- [WHAT THIS TASK INVOLVES] Copy the records below verbatim, from the first line through the line containing "import React from", inclusive, and output nothing else.

- [DATA SECTION]
## BEGIN

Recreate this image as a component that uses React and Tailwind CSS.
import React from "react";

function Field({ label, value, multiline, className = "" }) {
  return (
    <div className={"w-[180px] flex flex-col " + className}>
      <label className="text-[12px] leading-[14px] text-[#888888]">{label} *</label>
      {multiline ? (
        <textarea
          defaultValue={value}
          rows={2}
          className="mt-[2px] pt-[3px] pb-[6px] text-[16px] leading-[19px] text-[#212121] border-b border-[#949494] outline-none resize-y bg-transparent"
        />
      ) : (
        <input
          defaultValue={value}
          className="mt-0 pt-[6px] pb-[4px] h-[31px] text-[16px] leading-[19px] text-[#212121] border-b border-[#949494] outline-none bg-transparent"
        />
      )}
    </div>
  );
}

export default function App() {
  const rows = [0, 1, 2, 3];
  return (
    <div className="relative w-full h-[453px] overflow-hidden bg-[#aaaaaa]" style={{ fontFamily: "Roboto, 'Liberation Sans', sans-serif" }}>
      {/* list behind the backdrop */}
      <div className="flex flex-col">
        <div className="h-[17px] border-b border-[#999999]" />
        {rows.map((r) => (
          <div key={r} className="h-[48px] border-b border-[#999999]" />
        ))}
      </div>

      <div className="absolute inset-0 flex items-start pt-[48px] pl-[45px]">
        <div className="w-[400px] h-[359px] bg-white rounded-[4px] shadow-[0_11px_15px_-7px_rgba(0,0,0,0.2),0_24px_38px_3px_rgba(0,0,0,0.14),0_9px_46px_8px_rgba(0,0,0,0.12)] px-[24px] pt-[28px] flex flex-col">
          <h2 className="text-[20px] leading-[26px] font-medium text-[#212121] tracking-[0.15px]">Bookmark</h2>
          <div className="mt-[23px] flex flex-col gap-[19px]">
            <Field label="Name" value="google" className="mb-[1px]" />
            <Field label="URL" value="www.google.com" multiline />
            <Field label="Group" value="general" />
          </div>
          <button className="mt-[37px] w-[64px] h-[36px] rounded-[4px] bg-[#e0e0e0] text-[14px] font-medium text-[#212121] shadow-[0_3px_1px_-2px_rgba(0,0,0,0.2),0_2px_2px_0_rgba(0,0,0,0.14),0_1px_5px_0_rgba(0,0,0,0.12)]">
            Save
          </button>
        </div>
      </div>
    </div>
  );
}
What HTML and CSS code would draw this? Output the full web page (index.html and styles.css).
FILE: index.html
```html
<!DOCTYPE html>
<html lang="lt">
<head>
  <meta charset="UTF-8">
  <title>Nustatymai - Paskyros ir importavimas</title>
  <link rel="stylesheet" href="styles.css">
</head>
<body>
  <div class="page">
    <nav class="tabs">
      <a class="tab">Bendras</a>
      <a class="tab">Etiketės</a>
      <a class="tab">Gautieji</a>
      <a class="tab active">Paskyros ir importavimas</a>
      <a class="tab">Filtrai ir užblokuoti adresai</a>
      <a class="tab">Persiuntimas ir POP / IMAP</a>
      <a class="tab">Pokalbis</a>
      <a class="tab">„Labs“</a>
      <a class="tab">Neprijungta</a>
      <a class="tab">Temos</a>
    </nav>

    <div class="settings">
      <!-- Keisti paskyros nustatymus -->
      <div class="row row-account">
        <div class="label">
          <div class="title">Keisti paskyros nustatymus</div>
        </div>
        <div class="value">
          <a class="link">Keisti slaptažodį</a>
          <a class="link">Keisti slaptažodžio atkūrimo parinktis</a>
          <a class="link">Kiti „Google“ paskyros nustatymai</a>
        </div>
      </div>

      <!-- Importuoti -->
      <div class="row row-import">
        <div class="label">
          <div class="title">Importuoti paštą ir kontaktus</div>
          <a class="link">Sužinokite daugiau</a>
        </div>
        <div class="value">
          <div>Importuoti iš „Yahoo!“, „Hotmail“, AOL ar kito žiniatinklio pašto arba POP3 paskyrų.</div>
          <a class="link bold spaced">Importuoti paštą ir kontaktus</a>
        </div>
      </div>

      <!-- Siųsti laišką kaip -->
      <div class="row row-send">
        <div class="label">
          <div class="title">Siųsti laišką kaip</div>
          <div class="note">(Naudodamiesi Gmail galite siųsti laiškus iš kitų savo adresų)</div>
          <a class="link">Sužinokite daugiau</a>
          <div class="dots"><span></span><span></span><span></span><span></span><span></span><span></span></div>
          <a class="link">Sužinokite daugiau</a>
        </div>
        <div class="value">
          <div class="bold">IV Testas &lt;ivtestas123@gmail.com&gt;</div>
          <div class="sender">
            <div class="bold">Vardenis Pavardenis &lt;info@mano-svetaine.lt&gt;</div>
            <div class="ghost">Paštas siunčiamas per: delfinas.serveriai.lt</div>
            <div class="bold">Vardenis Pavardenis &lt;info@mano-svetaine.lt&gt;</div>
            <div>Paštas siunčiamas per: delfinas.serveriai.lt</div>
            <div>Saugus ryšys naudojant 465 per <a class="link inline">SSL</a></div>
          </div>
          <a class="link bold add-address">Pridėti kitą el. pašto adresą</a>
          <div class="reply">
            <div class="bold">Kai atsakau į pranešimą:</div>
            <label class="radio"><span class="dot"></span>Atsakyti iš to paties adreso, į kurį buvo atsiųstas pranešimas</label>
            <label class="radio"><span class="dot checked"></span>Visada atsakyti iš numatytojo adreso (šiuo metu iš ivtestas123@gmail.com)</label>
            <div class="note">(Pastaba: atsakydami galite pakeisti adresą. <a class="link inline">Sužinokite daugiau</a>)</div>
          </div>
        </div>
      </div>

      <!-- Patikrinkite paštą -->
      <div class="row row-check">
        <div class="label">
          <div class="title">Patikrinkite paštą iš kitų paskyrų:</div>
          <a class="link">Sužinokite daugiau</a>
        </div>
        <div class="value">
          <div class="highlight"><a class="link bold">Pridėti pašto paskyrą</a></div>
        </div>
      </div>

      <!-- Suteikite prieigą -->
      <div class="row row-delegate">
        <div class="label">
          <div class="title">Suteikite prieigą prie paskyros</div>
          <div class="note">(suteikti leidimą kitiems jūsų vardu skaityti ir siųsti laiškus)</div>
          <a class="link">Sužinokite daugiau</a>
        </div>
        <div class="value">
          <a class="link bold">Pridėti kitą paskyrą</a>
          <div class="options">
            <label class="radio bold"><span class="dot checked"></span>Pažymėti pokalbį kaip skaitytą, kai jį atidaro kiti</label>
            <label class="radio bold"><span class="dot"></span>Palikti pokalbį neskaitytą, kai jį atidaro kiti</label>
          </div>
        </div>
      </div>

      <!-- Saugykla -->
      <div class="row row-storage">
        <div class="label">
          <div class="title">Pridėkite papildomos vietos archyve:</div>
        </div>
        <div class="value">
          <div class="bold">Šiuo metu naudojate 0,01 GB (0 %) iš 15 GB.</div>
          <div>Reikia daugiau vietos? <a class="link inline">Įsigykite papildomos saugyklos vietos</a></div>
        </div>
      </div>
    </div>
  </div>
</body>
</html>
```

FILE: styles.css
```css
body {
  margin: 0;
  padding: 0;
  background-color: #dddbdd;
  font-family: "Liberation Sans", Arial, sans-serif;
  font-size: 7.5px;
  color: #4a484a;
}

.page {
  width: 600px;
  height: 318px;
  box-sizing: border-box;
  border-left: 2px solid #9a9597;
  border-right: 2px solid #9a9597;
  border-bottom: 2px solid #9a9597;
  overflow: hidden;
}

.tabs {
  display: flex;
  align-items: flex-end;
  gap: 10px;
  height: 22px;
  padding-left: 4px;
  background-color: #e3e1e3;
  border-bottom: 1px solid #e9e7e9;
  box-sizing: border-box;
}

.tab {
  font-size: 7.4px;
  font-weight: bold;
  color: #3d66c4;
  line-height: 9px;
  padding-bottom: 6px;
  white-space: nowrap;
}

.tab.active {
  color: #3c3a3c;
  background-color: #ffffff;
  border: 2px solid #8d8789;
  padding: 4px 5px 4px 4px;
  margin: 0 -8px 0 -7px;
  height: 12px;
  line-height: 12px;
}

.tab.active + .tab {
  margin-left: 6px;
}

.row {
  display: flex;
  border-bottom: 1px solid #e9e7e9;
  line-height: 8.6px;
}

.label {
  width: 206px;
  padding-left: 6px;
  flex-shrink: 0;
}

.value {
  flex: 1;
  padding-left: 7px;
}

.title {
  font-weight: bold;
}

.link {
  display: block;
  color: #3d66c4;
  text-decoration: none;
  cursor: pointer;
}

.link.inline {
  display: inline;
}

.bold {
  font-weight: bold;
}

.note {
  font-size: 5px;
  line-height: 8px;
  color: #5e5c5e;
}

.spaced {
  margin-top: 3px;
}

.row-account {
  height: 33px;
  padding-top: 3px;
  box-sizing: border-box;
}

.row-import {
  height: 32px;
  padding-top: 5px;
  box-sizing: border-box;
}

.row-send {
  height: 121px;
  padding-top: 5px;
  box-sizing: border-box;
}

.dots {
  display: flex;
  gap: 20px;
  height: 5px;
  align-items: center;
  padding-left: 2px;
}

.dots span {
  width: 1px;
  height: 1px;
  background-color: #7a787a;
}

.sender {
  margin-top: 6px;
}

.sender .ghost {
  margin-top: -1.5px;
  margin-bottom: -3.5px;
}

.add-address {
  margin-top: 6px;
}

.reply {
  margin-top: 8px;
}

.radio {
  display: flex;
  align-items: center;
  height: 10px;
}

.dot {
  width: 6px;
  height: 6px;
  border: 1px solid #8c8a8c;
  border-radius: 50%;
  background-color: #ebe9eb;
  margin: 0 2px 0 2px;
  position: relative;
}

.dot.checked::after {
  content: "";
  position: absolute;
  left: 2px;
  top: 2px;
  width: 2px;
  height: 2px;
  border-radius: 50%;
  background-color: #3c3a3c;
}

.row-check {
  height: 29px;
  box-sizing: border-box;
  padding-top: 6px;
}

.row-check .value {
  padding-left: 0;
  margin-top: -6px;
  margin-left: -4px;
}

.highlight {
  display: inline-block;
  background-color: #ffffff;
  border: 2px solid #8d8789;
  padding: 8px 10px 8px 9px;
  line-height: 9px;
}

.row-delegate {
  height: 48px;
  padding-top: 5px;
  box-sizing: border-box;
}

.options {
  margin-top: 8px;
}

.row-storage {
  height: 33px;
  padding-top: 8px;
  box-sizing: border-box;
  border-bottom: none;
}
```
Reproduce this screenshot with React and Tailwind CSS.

## END

- [TASK OUTPUT]
Recreate this image as a component that uses React and Tailwind CSS.
import React from "react";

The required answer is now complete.